** START Recorded data **

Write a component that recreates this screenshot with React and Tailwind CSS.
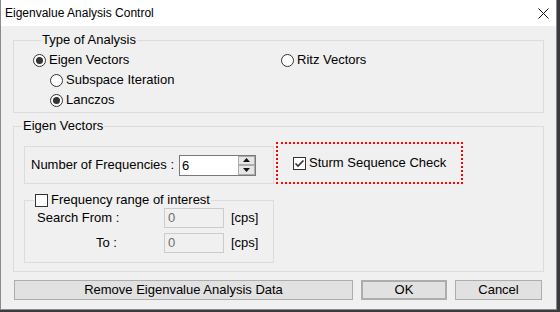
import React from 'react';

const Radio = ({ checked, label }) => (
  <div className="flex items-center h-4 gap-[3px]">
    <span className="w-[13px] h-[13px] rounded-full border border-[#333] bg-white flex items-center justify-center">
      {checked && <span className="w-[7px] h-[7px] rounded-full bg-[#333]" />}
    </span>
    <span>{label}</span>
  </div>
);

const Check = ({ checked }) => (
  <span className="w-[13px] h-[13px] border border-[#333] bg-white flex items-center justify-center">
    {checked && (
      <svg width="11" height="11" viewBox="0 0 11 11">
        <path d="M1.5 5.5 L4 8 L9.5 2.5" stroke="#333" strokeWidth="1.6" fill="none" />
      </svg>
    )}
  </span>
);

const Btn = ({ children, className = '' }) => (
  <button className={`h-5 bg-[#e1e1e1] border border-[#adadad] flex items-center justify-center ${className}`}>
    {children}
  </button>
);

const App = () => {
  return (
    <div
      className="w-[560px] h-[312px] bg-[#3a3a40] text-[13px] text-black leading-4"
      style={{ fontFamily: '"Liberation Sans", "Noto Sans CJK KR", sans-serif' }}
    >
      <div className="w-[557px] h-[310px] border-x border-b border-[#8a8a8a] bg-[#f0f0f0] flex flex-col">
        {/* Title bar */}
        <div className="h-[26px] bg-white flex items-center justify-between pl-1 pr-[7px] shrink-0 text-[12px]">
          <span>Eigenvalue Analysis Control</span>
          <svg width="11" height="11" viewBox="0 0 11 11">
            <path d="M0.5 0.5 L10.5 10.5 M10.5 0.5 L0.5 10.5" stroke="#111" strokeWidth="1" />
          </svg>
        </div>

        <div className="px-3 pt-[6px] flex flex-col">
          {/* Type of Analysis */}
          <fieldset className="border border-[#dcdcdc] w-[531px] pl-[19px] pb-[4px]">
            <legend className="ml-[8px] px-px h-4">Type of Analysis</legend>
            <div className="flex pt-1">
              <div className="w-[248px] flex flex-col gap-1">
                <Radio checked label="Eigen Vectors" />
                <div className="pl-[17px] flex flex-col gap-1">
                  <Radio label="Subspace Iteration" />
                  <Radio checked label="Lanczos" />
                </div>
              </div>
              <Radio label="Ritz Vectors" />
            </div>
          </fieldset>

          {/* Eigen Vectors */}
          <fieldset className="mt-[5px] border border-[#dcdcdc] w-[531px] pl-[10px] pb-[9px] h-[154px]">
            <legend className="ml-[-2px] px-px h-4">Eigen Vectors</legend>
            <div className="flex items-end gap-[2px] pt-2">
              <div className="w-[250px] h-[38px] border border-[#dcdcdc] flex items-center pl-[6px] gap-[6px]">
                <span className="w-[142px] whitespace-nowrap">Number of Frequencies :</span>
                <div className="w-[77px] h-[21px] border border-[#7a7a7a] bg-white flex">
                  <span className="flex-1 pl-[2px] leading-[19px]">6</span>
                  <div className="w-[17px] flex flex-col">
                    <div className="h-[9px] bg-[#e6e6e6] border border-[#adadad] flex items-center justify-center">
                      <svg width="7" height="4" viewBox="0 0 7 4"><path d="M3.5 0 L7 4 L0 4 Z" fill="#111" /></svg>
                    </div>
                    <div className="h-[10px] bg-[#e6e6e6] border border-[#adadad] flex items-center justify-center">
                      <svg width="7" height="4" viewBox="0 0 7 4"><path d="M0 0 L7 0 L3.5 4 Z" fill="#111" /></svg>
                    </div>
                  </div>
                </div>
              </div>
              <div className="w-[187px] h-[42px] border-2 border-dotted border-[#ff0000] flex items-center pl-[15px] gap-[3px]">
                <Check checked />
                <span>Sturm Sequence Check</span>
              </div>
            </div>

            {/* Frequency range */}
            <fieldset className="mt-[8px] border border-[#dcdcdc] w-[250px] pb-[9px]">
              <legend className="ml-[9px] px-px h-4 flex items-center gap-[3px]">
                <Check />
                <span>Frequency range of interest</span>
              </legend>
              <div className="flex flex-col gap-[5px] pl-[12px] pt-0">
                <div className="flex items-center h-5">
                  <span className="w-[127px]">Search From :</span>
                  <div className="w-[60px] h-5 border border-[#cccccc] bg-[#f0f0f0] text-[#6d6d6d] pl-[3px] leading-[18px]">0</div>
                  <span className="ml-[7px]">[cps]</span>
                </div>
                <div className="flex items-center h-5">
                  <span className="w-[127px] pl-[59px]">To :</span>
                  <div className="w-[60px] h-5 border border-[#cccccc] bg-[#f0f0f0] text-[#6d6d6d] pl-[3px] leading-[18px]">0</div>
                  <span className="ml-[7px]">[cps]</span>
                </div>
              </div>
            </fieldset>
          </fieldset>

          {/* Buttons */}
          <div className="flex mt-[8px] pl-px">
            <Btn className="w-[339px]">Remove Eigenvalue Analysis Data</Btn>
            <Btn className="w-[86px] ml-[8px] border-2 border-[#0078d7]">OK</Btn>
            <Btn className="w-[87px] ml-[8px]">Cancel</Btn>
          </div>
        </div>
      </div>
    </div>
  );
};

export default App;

** END Recorded data **

__Requirements__. Transcribe the listing above verbatim. Omit the pictures.

__Correct output__.
Write a component that recreates this screenshot with React and Tailwind CSS.
import React from 'react';

const Radio = ({ checked, label }) => (
  <div className="flex items-center h-4 gap-[3px]">
    <span className="w-[13px] h-[13px] rounded-full border border-[#333] bg-white flex items-center justify-center">
      {checked && <span className="w-[7px] h-[7px] rounded-full bg-[#333]" />}
    </span>
    <span>{label}</span>
  </div>
);

const Check = ({ checked }) => (
  <span className="w-[13px] h-[13px] border border-[#333] bg-white flex items-center justify-center">
    {checked && (
      <svg width="11" height="11" viewBox="0 0 11 11">
        <path d="M1.5 5.5 L4 8 L9.5 2.5" stroke="#333" strokeWidth="1.6" fill="none" />
      </svg>
    )}
  </span>
);

const Btn = ({ children, className = '' }) => (
  <button className={`h-5 bg-[#e1e1e1] border border-[#adadad] flex items-center justify-center ${className}`}>
    {children}
  </button>
);

const App = () => {
  return (
    <div
      className="w-[560px] h-[312px] bg-[#3a3a40] text-[13px] text-black leading-4"
      style={{ fontFamily: '"Liberation Sans", "Noto Sans CJK KR", sans-serif' }}
    >
      <div className="w-[557px] h-[310px] border-x border-b border-[#8a8a8a] bg-[#f0f0f0] flex flex-col">
        {/* Title bar */}
        <div className="h-[26px] bg-white flex items-center justify-between pl-1 pr-[7px] shrink-0 text-[12px]">
          <span>Eigenvalue Analysis Control</span>
          <svg width="11" height="11" viewBox="0 0 11 11">
            <path d="M0.5 0.5 L10.5 10.5 M10.5 0.5 L0.5 10.5" stroke="#111" strokeWidth="1" />
          </svg>
        </div>

        <div className="px-3 pt-[6px] flex flex-col">
          {/* Type of Analysis */}
          <fieldset className="border border-[#dcdcdc] w-[531px] pl-[19px] pb-[4px]">
            <legend className="ml-[8px] px-px h-4">Type of Analysis</legend>
            <div className="flex pt-1">
              <div className="w-[248px] flex flex-col gap-1">
                <Radio checked label="Eigen Vectors" />
                <div className="pl-[17px] flex flex-col gap-1">
                  <Radio label="Subspace Iteration" />
                  <Radio checked label="Lanczos" />
                </div>
              </div>
              <Radio label="Ritz Vectors" />
            </div>
          </fieldset>

          {/* Eigen Vectors */}
          <fieldset className="mt-[5px] border border-[#dcdcdc] w-[531px] pl-[10px] pb-[9px] h-[154px]">
            <legend className="ml-[-2px] px-px h-4">Eigen Vectors</legend>
            <div className="flex items-end gap-[2px] pt-2">
              <div className="w-[250px] h-[38px] border border-[#dcdcdc] flex items-center pl-[6px] gap-[6px]">
                <span className="w-[142px] whitespace-nowrap">Number of Frequencies :</span>
                <div className="w-[77px] h-[21px] border border-[#7a7a7a] bg-white flex">
                  <span className="flex-1 pl-[2px] leading-[19px]">6</span>
                  <div className="w-[17px] flex flex-col">
                    <div className="h-[9px] bg-[#e6e6e6] border border-[#adadad] flex items-center justify-center">
                      <svg width="7" height="4" viewBox="0 0 7 4"><path d="M3.5 0 L7 4 L0 4 Z" fill="#111" /></svg>
                    </div>
                    <div className="h-[10px] bg-[#e6e6e6] border border-[#adadad] flex items-center justify-center">
                      <svg width="7" height="4" viewBox="0 0 7 4"><path d="M0 0 L7 0 L3.5 4 Z" fill="#111" /></svg>
                    </div>
                  </div>
                </div>
              </div>
              <div className="w-[187px] h-[42px] border-2 border-dotted border-[#ff0000] flex items-center pl-[15px] gap-[3px]">
                <Check checked />
                <span>Sturm Sequence Check</span>
              </div>
            </div>

            {/* Frequency range */}
            <fieldset className="mt-[8px] border border-[#dcdcdc] w-[250px] pb-[9px]">
              <legend className="ml-[9px] px-px h-4 flex items-center gap-[3px]">
                <Check />
                <span>Frequency range of interest</span>
              </legend>
              <div className="flex flex-col gap-[5px] pl-[12px] pt-0">
                <div className="flex items-center h-5">
                  <span className="w-[127px]">Search From :</span>
                  <div className="w-[60px] h-5 border border-[#cccccc] bg-[#f0f0f0] text-[#6d6d6d] pl-[3px] leading-[18px]">0</div>
                  <span className="ml-[7px]">[cps]</span>
                </div>
                <div className="flex items-center h-5">
                  <span className="w-[127px] pl-[59px]">To :</span>
                  <div className="w-[60px] h-5 border border-[#cccccc] bg-[#f0f0f0] text-[#6d6d6d] pl-[3px] leading-[18px]">0</div>
                  <span className="ml-[7px]">[cps]</span>
                </div>
              </div>
            </fieldset>
          </fieldset>

          {/* Buttons */}
          <div className="flex mt-[8px] pl-px">
            <Btn className="w-[339px]">Remove Eigenvalue Analysis Data</Btn>
            <Btn className="w-[86px] ml-[8px] border-2 border-[#0078d7]">OK</Btn>
            <Btn className="w-[87px] ml-[8px]">Cancel</Btn>
          </div>
        </div>
      </div>
    </div>
  );
};

export default App;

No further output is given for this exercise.